I'd really like to sell some records on America. I'm big in Tucson and Arizona, Chicago. Not California, they go for a specific kind of music, laid back. I'll tell you from the business end of it. One can't possibly have all the information, right? So you speculate, like gambling.
I feel desperately that the age of the individual is over. There are so many people on the planet right now. There will be a lot of mistakes, a lot of catastrophes, sudden shocks threatening our existence. The government that are in power aren't interested -- they're only interested in the immediate problems during their term office.
Interview excerpts from New Musical Express - December 1, 1979
AP: I never get bad reviews for my records. Only for my live performance 'cause I don't give a damn. I just get up on stage and if I don't like it a tune I'll make the band stop and then start again. Or, I'll stop in the middle of a sentence and roll a cigarette. I just can't get into this whole thing of performing, 'okay, folks, here we go: show business!' Show a bit of leg, show a bit of tit, show a bit of ass, get the band really hot and work up these tight arrangement. It's discovery. You work with really good musicians but you don't rehearse'em too much and then you just do what happens.
Don't you think it's pathetic that someone like you goes to such length to write brilliant music and the people like The Sex Pistols just scream and shout and they can't play and they make millions?
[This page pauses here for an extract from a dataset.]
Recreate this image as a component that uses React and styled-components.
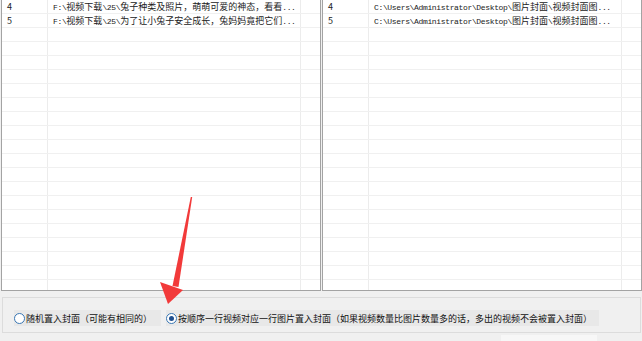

AP: You never get what you deserve in this world. You get what you can get. The Sex Pistols represented a lot of people at that time who wanted to scream and shout about a lot of things that were wrong, and they did.
They were expressing feelings.
AP: That's right. What they were doing was valid, so how could I get uptight about that? It's nothing to do with what I do, but I'm interested in expressing my feelings too. It's just that people get confused if the music's too good; they don't see that you're saying something as well. I've always tried to do too much at once.